Problem statement:
Tally each line where the word "components" occurs, then give only the total.
=== Source data ===
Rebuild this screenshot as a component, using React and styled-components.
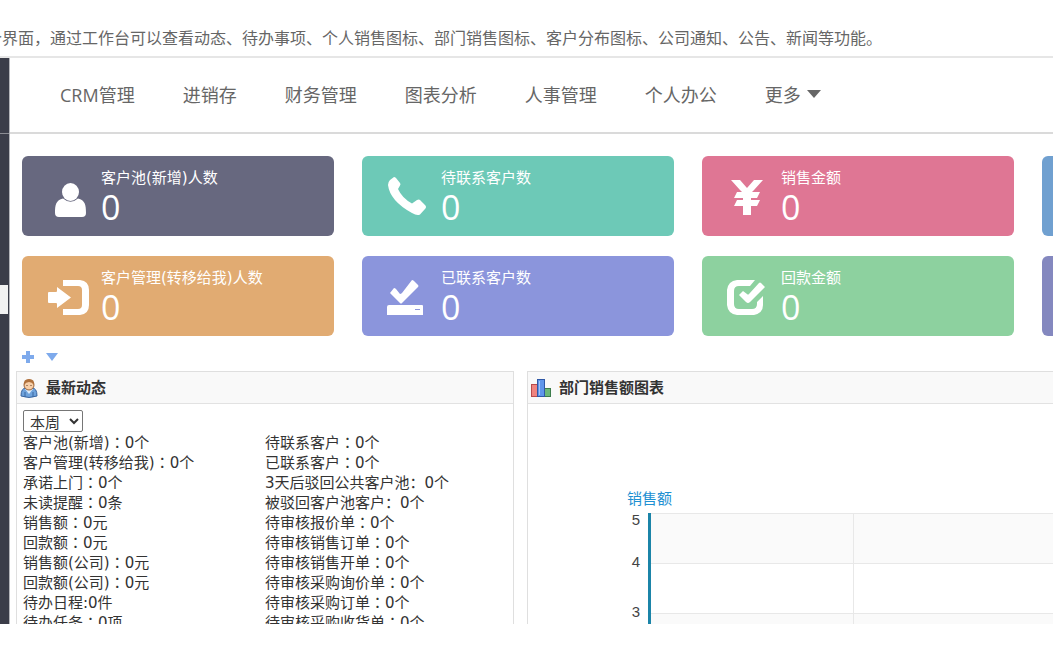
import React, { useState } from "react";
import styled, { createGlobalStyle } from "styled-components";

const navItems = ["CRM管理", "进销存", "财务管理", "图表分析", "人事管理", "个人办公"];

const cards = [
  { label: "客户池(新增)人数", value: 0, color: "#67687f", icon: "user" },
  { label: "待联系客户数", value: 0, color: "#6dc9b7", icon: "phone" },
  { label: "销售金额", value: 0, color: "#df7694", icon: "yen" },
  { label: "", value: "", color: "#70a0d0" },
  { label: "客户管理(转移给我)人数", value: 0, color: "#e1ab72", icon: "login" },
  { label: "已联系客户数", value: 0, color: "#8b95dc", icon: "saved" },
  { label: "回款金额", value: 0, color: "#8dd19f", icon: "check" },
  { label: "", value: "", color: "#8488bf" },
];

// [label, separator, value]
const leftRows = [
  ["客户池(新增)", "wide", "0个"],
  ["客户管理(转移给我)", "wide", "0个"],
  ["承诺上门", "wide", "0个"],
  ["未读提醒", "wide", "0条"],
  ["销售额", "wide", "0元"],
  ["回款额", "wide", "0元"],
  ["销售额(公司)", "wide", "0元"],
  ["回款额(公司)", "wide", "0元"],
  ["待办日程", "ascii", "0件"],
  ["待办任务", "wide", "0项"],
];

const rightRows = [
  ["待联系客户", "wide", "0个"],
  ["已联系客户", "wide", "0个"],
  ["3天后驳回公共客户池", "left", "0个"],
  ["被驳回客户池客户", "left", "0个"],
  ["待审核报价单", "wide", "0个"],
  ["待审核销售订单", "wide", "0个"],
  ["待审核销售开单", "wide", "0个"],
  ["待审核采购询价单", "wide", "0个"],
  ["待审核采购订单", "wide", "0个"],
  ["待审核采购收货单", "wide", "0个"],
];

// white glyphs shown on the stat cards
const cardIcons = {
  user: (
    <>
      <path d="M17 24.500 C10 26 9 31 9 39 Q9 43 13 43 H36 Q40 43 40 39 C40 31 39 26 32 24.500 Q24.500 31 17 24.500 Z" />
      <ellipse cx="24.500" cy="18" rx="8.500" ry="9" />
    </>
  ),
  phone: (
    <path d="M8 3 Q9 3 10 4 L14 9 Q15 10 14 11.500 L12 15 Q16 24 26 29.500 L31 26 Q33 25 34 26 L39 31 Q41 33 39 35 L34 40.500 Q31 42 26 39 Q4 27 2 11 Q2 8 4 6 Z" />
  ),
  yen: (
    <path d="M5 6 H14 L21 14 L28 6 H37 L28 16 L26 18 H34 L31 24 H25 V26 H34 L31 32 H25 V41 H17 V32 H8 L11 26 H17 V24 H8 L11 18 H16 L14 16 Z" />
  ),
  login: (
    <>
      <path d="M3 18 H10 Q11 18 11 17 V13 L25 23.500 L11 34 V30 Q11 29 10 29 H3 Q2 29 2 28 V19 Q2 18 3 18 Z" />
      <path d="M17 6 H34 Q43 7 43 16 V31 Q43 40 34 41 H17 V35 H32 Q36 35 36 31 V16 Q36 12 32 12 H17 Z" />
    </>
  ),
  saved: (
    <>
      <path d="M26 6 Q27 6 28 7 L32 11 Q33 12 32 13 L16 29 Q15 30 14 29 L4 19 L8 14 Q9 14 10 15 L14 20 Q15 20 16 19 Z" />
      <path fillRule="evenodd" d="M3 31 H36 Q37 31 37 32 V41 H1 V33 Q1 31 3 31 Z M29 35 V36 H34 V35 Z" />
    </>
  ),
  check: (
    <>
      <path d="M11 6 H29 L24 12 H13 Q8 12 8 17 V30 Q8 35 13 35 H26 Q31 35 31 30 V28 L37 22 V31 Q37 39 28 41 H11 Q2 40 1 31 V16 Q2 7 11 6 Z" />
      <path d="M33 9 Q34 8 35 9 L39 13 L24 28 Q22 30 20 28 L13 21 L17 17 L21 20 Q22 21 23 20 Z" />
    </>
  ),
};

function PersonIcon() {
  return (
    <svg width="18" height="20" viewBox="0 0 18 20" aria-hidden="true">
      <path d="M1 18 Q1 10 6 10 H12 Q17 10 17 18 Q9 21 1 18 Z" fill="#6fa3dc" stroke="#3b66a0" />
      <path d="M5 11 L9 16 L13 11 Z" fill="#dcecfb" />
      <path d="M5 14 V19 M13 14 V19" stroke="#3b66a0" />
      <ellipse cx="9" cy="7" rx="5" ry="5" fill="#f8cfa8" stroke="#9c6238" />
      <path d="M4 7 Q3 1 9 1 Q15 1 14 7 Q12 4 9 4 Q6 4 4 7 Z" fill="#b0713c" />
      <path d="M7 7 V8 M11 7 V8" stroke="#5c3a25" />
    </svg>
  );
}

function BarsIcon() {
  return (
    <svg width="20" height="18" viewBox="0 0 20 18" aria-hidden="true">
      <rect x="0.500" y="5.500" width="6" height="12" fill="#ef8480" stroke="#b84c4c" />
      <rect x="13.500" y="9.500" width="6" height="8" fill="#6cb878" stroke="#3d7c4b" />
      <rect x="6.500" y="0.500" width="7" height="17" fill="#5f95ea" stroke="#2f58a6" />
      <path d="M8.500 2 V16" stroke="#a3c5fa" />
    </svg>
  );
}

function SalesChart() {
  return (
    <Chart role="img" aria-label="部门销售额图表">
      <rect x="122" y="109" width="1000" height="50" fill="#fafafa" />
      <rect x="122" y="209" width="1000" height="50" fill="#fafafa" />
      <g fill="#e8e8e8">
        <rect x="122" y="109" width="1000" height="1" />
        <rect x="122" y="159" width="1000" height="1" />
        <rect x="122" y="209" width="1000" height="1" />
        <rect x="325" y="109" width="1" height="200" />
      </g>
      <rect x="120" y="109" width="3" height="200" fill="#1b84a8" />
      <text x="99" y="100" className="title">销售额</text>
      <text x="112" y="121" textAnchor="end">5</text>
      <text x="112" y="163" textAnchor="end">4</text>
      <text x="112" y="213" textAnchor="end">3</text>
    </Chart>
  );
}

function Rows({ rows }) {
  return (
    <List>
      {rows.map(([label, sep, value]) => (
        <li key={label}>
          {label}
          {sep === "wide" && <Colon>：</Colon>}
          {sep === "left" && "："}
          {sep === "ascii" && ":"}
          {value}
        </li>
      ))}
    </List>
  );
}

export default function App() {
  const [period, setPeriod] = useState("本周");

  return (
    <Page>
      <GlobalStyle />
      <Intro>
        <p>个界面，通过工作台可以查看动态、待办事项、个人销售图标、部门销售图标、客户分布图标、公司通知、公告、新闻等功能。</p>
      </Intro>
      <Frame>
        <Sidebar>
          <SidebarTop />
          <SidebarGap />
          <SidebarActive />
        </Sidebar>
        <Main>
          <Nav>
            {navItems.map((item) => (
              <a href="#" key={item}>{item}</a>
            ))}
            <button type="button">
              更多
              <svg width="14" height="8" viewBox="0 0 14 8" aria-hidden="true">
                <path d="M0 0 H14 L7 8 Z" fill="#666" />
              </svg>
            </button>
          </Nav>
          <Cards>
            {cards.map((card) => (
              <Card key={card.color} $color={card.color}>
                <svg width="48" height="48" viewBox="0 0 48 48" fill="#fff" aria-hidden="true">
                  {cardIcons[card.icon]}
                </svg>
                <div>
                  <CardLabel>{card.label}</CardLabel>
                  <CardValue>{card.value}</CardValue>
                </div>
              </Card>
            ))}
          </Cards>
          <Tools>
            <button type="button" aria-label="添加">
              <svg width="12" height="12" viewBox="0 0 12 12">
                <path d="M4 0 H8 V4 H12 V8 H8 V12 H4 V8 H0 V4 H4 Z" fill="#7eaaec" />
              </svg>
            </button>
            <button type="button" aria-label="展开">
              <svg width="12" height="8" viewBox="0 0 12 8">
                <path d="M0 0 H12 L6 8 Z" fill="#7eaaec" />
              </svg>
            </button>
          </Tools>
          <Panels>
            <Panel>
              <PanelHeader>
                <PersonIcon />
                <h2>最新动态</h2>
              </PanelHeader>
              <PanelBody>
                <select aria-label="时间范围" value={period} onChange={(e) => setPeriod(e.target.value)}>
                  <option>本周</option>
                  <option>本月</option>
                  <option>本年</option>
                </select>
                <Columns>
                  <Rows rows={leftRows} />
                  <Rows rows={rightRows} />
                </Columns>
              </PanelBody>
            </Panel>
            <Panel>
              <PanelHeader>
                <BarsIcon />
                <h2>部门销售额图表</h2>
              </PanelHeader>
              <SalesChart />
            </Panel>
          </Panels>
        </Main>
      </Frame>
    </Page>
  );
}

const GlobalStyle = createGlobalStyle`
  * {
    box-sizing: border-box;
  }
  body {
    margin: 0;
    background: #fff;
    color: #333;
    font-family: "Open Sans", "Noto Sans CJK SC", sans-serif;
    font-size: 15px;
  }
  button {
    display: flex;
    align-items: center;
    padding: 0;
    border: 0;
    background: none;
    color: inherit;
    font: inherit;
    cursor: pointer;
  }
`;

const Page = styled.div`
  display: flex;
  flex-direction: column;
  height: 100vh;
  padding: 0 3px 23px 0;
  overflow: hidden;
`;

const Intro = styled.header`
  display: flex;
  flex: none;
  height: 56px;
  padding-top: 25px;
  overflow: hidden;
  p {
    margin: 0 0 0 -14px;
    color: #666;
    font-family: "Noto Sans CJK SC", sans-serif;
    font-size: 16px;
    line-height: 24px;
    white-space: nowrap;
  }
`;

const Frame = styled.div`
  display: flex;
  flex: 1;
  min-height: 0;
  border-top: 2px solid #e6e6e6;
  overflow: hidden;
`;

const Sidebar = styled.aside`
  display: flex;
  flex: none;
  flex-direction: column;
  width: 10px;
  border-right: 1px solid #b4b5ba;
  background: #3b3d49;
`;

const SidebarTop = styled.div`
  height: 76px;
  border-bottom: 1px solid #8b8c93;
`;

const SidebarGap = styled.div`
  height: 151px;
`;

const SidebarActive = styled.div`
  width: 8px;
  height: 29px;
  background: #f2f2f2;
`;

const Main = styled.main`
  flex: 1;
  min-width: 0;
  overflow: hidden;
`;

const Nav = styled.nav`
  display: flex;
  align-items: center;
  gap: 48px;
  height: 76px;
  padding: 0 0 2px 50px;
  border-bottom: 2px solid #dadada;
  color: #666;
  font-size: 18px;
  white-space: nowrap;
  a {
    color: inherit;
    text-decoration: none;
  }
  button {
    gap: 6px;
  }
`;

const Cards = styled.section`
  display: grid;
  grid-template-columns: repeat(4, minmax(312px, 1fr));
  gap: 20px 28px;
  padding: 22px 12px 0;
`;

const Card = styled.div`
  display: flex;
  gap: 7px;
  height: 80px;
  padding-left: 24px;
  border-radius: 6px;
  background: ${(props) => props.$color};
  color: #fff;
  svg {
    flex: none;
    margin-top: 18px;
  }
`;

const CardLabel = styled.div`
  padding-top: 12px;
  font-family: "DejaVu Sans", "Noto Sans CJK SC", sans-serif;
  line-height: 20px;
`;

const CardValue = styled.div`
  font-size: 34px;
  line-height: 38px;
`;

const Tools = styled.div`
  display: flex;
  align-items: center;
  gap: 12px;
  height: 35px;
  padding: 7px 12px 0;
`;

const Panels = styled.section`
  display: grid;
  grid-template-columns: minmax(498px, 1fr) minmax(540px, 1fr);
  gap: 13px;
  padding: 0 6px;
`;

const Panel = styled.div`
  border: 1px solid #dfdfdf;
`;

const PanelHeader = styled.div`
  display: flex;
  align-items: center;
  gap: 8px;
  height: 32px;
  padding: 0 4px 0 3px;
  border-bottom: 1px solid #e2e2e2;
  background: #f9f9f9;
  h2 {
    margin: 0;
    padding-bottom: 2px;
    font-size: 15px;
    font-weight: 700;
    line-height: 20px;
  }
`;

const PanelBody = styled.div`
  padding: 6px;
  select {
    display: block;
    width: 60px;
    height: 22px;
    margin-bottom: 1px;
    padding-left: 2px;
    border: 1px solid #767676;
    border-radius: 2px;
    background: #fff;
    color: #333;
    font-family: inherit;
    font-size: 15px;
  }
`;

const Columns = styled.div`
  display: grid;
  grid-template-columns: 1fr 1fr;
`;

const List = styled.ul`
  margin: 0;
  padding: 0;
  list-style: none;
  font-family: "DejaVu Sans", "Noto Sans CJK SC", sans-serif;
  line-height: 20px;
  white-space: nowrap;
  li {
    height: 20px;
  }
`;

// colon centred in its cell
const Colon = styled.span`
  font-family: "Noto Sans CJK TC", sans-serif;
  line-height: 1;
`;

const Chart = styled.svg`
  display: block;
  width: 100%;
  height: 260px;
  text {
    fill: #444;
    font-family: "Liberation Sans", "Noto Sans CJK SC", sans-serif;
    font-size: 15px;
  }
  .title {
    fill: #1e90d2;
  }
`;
===
Reply to the exercise:
2